Several more hours on country roads brought us to the banks of the Bhima River, whence we were to board a boat to the opposite shore to reach the village of Siddhatek and the Sri Siddhivinayaka Temple, second in the customary order. You can drive all the way to the temple, but the boat trip is a time-saving, if harrowing, shortcut. The boat was filled with people, animals and motorbikes. If we had been any lower in the water, well, we would have been in the water. But this was business-as-usual and the competent oarsman rowed us across safely.

The small temple is a short walk up a hill. The Ganesha here has His trunk turned to the right, a feature calling for extra care in worship, and as such, this is the one Ashtavinayaka temple where individuals cannot perform their own pujas. Circumambulation was possible, but I wasn't prepared for a three-mile walk barefoot around the hill. Blessed by Sri Siddhivinayaka, our trip back across the river was uneventful, even though our boat was even more packed.

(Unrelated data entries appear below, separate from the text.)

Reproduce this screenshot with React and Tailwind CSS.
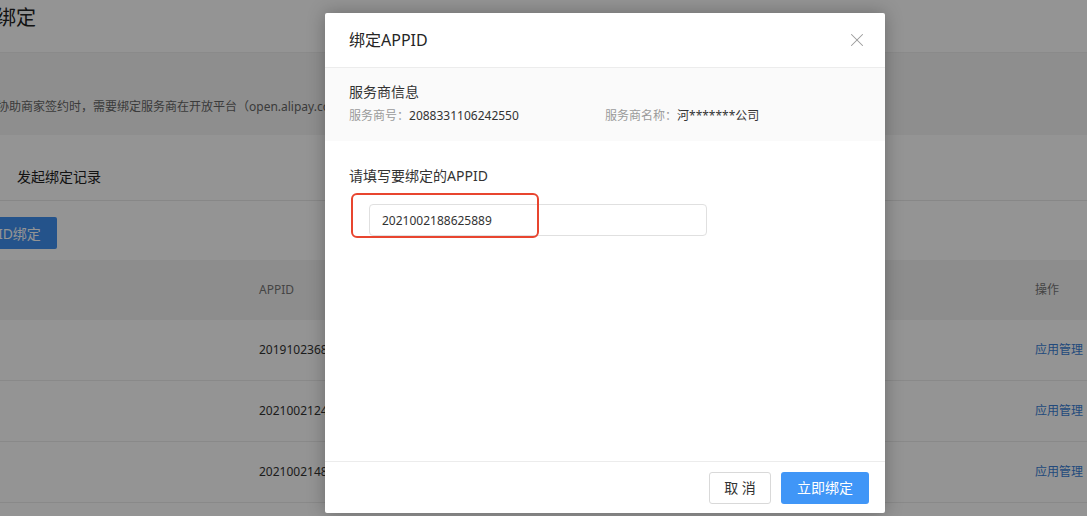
import React from 'react';
import { X } from 'lucide-react';

const rows = [
    { appid: '2019102368251473' },
    { appid: '2021002124619385' },
    { appid: '2021002148730926' },
];

function BindModal() {
    return (
        <div className="absolute left-[325px] top-[13px] w-[560px] h-[500px] bg-white rounded-[2px] shadow-[0_0_18px_rgba(0,0,0,0.28)] flex flex-col">
            <div className="h-[55px] flex items-center justify-between pl-[24px] pr-[17px] border-b border-[#ececec]">
                <h2 className="text-[16px] leading-[22px] text-[#262626]">绑定APPID</h2>
                <button className="text-[#9a9a9a]">
                    <X size={22} strokeWidth={1.1} />
                </button>
            </div>

            {/* service provider info */}
            <div className="bg-[#fafafa] px-[24px] pt-[14px] pb-[17px]">
                <p className="text-[14px] leading-[20px] text-[#333]">服务商信息</p>
                <div className="mt-[6px] flex text-[12px] leading-[16px]">
                    <div className="w-[256px] whitespace-nowrap">
                        <span className="text-[#9a9a9a]">服务商号：</span>
                        <span className="text-[#333]">2088331106242550</span>
                    </div>
                    <div className="whitespace-nowrap">
                        <span className="text-[#9a9a9a]">服务商名称：</span>
                        <span className="text-[#333]">河*******公司</span>
                    </div>
                </div>
            </div>

            <div className="flex-1 px-[24px] pt-[25px]">
                <p className="text-[14px] leading-[20px] text-[#333]">请填写要绑定的APPID</p>
                <div className="relative mt-[18px] ml-[20px] w-[338px]">
                    <input
                        readOnly
                        value="2021002188625889"
                        className="w-full h-[32px] border border-[#e0e0e0] rounded-[4px] px-[12px] text-[12px] text-[#333] outline-none"
                    />
                    <div className="absolute left-[-18px] top-[-11px] w-[188px] h-[45px] border-2 border-[#e8452f] rounded-[6px] pointer-events-none" />
                </div>
            </div>

            <div className="h-[52px] border-t border-[#ececec] flex items-center justify-end gap-[10px] pr-[16px]">
                <button className="w-[62px] h-[32px] border border-[#d9d9d9] rounded-[3px] text-[14px] text-[#333] bg-white">取 消</button>
                <button className="w-[88px] h-[32px] rounded-[3px] text-[14px] text-white bg-[#4096f7]">立即绑定</button>
            </div>
        </div>
    );
}

export default function App() {
    return (
        <div className="relative w-[1087px] h-[516px] overflow-hidden bg-white font-['Noto_Sans','Noto_Sans_CJK_SC',sans-serif]">
            {/* page underneath */}
            <div className="h-[52px] -ml-[4px] text-[20px] leading-[36px] text-[#222]">绑定</div>

            <div className="h-[83px] bg-[#f5f5f5] border-t border-[#eeeeee] flex items-end pb-[20px] -ml-[3px] whitespace-nowrap">
                <p className="text-[12px] leading-[16px] text-[#666]">协助商家签约时，需要绑定服务商在开放平台（open.alipay.com）创建的应用，绑定后即可代商家完成签约。</p>
            </div>

            <div className="h-[66px] flex items-end pb-[12px] px-[17px] border-b border-[#e8e8e8]">
                <span className="text-[14px] leading-[22px] text-[#222]">发起绑定记录</span>
            </div>

            <div className="pt-[16px] pb-[11px]">
                <button className="-ml-[44px] h-[32px] px-[16px] rounded-[2px] bg-[#3f8ff0] text-white text-[14px] whitespace-nowrap">APPID绑定</button>
            </div>

            <div className="text-[12px]">
                <div className="h-[60px] bg-[#f3f3f3] flex items-center">
                    <div className="w-[259px]" />
                    <div className="flex-1 text-[#777]">APPID</div>
                    <div className="w-[52px] text-[#777] whitespace-nowrap">操作</div>
                </div>
                {rows.map((row) => (
                    <div key={row.appid} className="h-[61px] border-b border-[#ececec] flex items-center">
                        <div className="w-[259px]" />
                        <div className="flex-1 text-[#333]">{row.appid}</div>
                        <div className="w-[52px] text-[#3a7fd6] whitespace-nowrap">应用管理</div>
                    </div>
                ))}
            </div>

            <div className="absolute inset-0 bg-black/[0.42]" />

            <BindModal />
        </div>
    );
}
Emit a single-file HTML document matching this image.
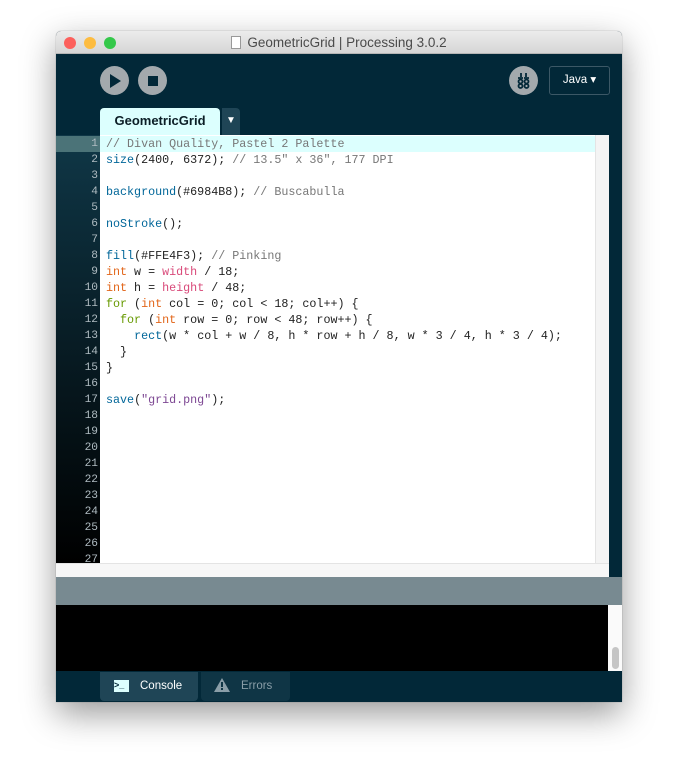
<!DOCTYPE html>
<html><head><style>
*{margin:0;padding:0;box-sizing:border-box}
body{width:678px;height:783px;background:#fff;position:relative;overflow:hidden;font-family:"Liberation Sans",sans-serif}
.win{position:absolute;left:56px;top:31px;width:566px;height:671px;background:#022838;box-shadow:0 12px 34px rgba(0,0,0,.4),0 0 1px rgba(0,0,0,.4);border-radius:5px 5px 0 0;overflow:hidden}
.title{position:absolute;left:0;top:0;width:566px;height:23px;background:linear-gradient(#ececec,#d6d6d6);border-bottom:1px solid #b5b5b5;text-align:center;font-size:13.5px;color:#4a4a4a;line-height:23px}
.dot{position:absolute;top:6px;width:12px;height:12px;border-radius:50%}
.btn{position:absolute;border-radius:50%;background:#a3a9ad}
.code{position:absolute;font-family:"Liberation Mono",monospace;font-size:11.7px;line-height:16px;white-space:pre;color:#222}
.c{color:#777}.f{color:#006699}.k{color:#e2661a}.p{color:#d94a7a}.s{color:#7d4793}.g{color:#669900}
.ln{position:absolute;left:0;width:42px;text-align:right;font-family:"Liberation Mono",monospace;font-size:11.2px;line-height:16px;color:#b0bcc2;white-space:pre}
</style></head><body>
<div class="win">
 <div class="title"><span style="display:inline-block;width:10px;height:13px;border:1px solid #999;background:#fff;vertical-align:-2px;margin-right:6px"></span>GeometricGrid | Processing 3.0.2</div>
 <div class="dot" style="left:8px;background:#fc605c"></div>
 <div class="dot" style="left:28px;background:#fdbc40"></div>
 <div class="dot" style="left:48px;background:#34c84a"></div>
 <div class="btn" style="left:44px;top:35px;width:29px;height:29px"></div>
 <svg style="position:absolute;left:53px;top:43px" width="13" height="14"><path d="M1 0L12 7L1 14Z" fill="#022838"/></svg>
 <div class="btn" style="left:82px;top:35px;width:29px;height:29px"></div>
 <div style="position:absolute;left:92px;top:45px;width:10px;height:10px;background:#022838"></div>
 <div class="btn" style="left:453px;top:35px;width:29px;height:29px"></div>
 <svg style="position:absolute;left:459px;top:41px" width="17" height="17" fill="none" stroke="#022838" stroke-width="1.8"><path d="M6 1V5M11 1V5M3 6H8M9 6H14"/><circle cx="5.5" cy="9.5" r="2"/><circle cx="11.5" cy="9.5" r="2"/><circle cx="5.5" cy="14" r="2"/><circle cx="11.5" cy="14" r="2"/></svg>
 <div style="position:absolute;left:493px;top:35px;width:61px;height:29px;border:1px solid #3c5866;border-radius:3px;color:#fff;font-size:11.5px;text-align:center;line-height:27px">Java ▾</div>
 <div style="position:absolute;left:44px;top:77px;width:120px;height:27px;background:#dcfffe;border-radius:4px 4px 0 0;font-weight:bold;font-size:13px;color:#0b1e26;text-align:center;line-height:25px">GeometricGrid</div>
 <div style="position:absolute;left:166px;top:77px;width:18px;height:27px;background:#1f4556;border-radius:0 4px 0 0;color:#fff;font-size:10px;text-align:center;line-height:25px">▼</div>
 <div style="position:absolute;left:0;top:104px;width:44px;height:428px;background:linear-gradient(#0f3747,#000)"></div>
 <div style="position:absolute;left:0;top:105px;width:44px;height:16px;background:#4b7378"></div>
 <div style="position:absolute;left:44px;top:104px;width:509px;height:442px;background:#fff"></div>
 <div style="position:absolute;left:44px;top:105px;width:495px;height:16px;background:#dcfffe"></div>
 <div style="position:absolute;left:539px;top:104px;width:14px;height:428px;background:#f4f4f4;border-left:1px solid #e4e4e4"></div>
 <div style="position:absolute;left:0;top:532px;width:553px;height:14px;background:#f7f7f7;border-top:1px solid #e4e4e4"></div>
 <div class="ln" style="top:105px">1
2
3
4
5
6
7
8
9
10
11
12
13
14
15
16
17
18
19
20
21
22
23
24
25
26
27</div>
 <div style="position:absolute;left:0;top:532px;width:44px;height:14px;background:#f7f7f7;border-top:1px solid #e4e4e4"></div>
 <div class="code" style="left:50px;top:105px"><span class="c">// Divan Quality, Pastel 2 Palette</span>
<span class="f">size</span>(2400, 6372); <span class="c">// 13.5" x 36", 177 DPI</span>

<span class="f">background</span>(#6984B8); <span class="c">// Buscabulla</span>

<span class="f">noStroke</span>();

<span class="f">fill</span>(#FFE4F3); <span class="c">// Pinking</span>
<span class="k">int</span> w = <span class="p">width</span> / 18;
<span class="k">int</span> h = <span class="p">height</span> / 48;
<span class="g">for</span> (<span class="k">int</span> col = 0; col &lt; 18; col++) {
  <span class="g">for</span> (<span class="k">int</span> row = 0; row &lt; 48; row++) {
    <span class="f">rect</span>(w * col + w / 8, h * row + h / 8, w * 3 / 4, h * 3 / 4);
  }
}

<span class="f">save</span>(<span class="s">"grid.png"</span>);</div>
 <div style="position:absolute;left:0;top:546px;width:566px;height:28px;background:#788a91"></div>
 <div style="position:absolute;left:0;top:574px;width:566px;height:66px;background:#000"></div>
 <div style="position:absolute;left:552px;top:574px;width:14px;height:66px;background:#fafafa"></div>
 <div style="position:absolute;left:556px;top:616px;width:7px;height:22px;background:#c5c5c5;border-radius:4px"></div>
 <div style="position:absolute;left:44px;top:641px;width:98px;height:29px;background:#1f4556;border-radius:0 0 4px 4px;color:#fff;font-size:11.5px;line-height:28px;padding-left:40px">Console</div>
 <div style="position:absolute;left:58px;top:649px;width:15px;height:12px;background:#dcfffe;font-size:9px;font-weight:bold;color:#022838;line-height:10px">&gt;_</div>
 <div style="position:absolute;left:145px;top:641px;width:89px;height:29px;background:#0f3545;border-radius:0 0 4px 4px;color:#8a9ea8;font-size:11.5px;line-height:28px;padding-left:40px">Errors</div>
 <svg style="position:absolute;left:158px;top:647px" width="16" height="14"><path d="M8 0L16 14H0Z" fill="#8a9ea8"/><rect x="7" y="4" width="2" height="5" fill="#0f3545"/><rect x="7" y="10" width="2" height="2" fill="#0f3545"/></svg>
</div>
</body></html>
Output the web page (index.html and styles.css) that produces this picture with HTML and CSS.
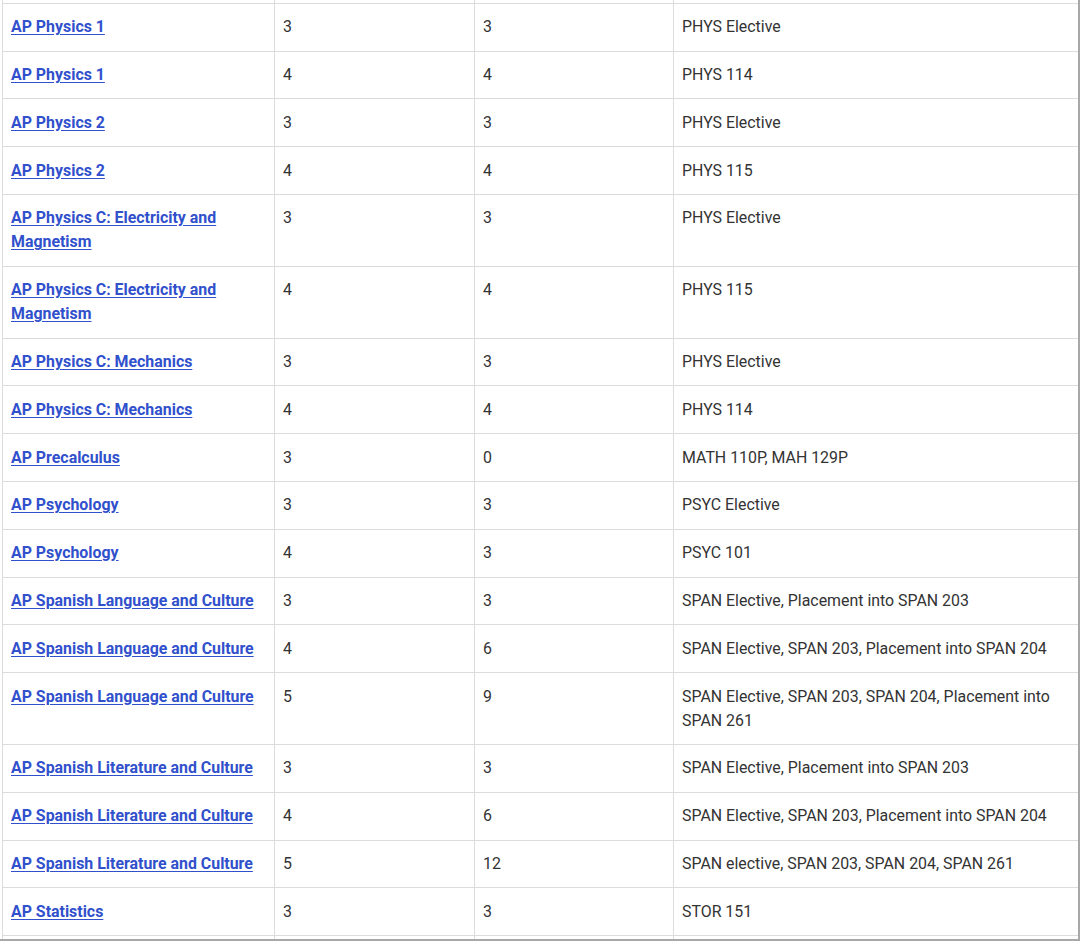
FILE: index.html
```html
<!DOCTYPE html>
<html lang="en">
<head>
<meta charset="utf-8">
<link rel="stylesheet" href="styles.css">
<title>AP Credit</title>
</head>
<body>
<div class="frame">
  <table class="credit">
    <colgroup>
      <col class="c-exam">
      <col class="c-score">
      <col class="c-hours">
      <col class="c-course">
    </colgroup>
    <tbody>
      <tr class="edge-row"><td></td><td></td><td></td><td></td></tr>
      <tr><td><a href="#">AP Physics 1</a></td><td>3</td><td>3</td><td>PHYS Elective</td></tr>
      <tr><td><a href="#">AP Physics 1</a></td><td>4</td><td>4</td><td>PHYS 114</td></tr>
      <tr><td><a href="#">AP Physics 2</a></td><td>3</td><td>3</td><td>PHYS Elective</td></tr>
      <tr><td><a href="#">AP Physics 2</a></td><td>4</td><td>4</td><td>PHYS 115</td></tr>
      <tr><td><a href="#">AP Physics C: Electricity and Magnetism</a></td><td>3</td><td>3</td><td>PHYS Elective</td></tr>
      <tr><td><a href="#">AP Physics C: Electricity and Magnetism</a></td><td>4</td><td>4</td><td>PHYS 115</td></tr>
      <tr><td><a href="#">AP Physics C: Mechanics</a></td><td>3</td><td>3</td><td>PHYS Elective</td></tr>
      <tr><td><a href="#">AP Physics C: Mechanics</a></td><td>4</td><td>4</td><td>PHYS 114</td></tr>
      <tr><td><a href="#">AP Precalculus</a></td><td>3</td><td>0</td><td>MATH 110P, MAH 129P</td></tr>
      <tr><td><a href="#">AP Psychology</a></td><td>3</td><td>3</td><td>PSYC Elective</td></tr>
      <tr><td><a href="#">AP Psychology</a></td><td>4</td><td>3</td><td>PSYC 101</td></tr>
      <tr><td><a href="#">AP Spanish Language and Culture</a></td><td>3</td><td>3</td><td>SPAN Elective, Placement into SPAN 203</td></tr>
      <tr><td><a href="#">AP Spanish Language and Culture</a></td><td>4</td><td>6</td><td>SPAN Elective, SPAN 203, Placement into SPAN 204</td></tr>
      <tr><td><a href="#">AP Spanish Language and Culture</a></td><td>5</td><td>9</td><td>SPAN Elective, SPAN 203, SPAN 204, Placement into SPAN 261</td></tr>
      <tr><td><a href="#">AP Spanish Literature and Culture</a></td><td>3</td><td>3</td><td>SPAN Elective, Placement into SPAN 203</td></tr>
      <tr><td><a href="#">AP Spanish Literature and Culture</a></td><td>4</td><td>6</td><td>SPAN Elective, SPAN 203, Placement into SPAN 204</td></tr>
      <tr><td><a href="#">AP Spanish Literature and Culture</a></td><td>5</td><td>12</td><td>SPAN elective, SPAN 203, SPAN 204, SPAN 261</td></tr>
      <tr><td><a href="#">AP Statistics</a></td><td>3</td><td>3</td><td>STOR 151</td></tr>
      <tr class="edge-row"><td></td><td></td><td></td><td></td></tr>
    </tbody>
  </table>
</div>
</body>
</html>
```

FILE: styles.css
```css
html, body {
  margin: 0;
  padding: 0;
  background: #ffffff;
}

.frame {
  width: 1078px;
  height: 939px;
  overflow: hidden;
  border-right: 2px solid #a8a8a8;
  border-bottom: 2px solid #a8a8a8;
  background: #ffffff;
}

.credit {
  margin: -45px 0 0 2px;
  width: 1076px;
  table-layout: fixed;
  border-collapse: collapse;
  font-family: Roboto, "Liberation Sans", Arial, sans-serif;
  font-size: 15.9px;
  line-height: 24px;
  color: #333333;
}

.c-exam { width: 272px; }
.c-score { width: 200px; }
.c-hours { width: 199px; }
.c-course { width: 405px; }

.credit td {
  border: 1px solid #dcdcdc;
  padding: 11.5px 8px 11.3px 8px;
  vertical-align: top;
  text-align: left;
}

.credit .edge-row td {
  height: 24px;
}

.credit a {
  color: #3150cc;
  font-weight: 700;
  text-decoration: underline;
  text-underline-offset: 2px;
}
```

Our third stop--and the last of this first day--was the closest of the Ashtavinayakas to Pune, Sri Chintamani at Theur, the fifth temple. Ganesha here is heart-shaped, and decorated with diamonds in His eyes and navel. Chintamani means "Jewel of Consciousness," and worship of Him is said to free one from all worries and calamities. Indeed, one night, not long thereafter, my wife Monica muttered in her sleep, "Chintamani is the pilot." When she awoke I asked her what she had been dreaming. She couldn't remember, but it seemed so appropriate that this beautiful representation of Sri Ganesha, the remover of obstacles and worries, should be the pilot of one's destiny. "Chintamani is the pilot" became the catch-phrase of our journey thereafter.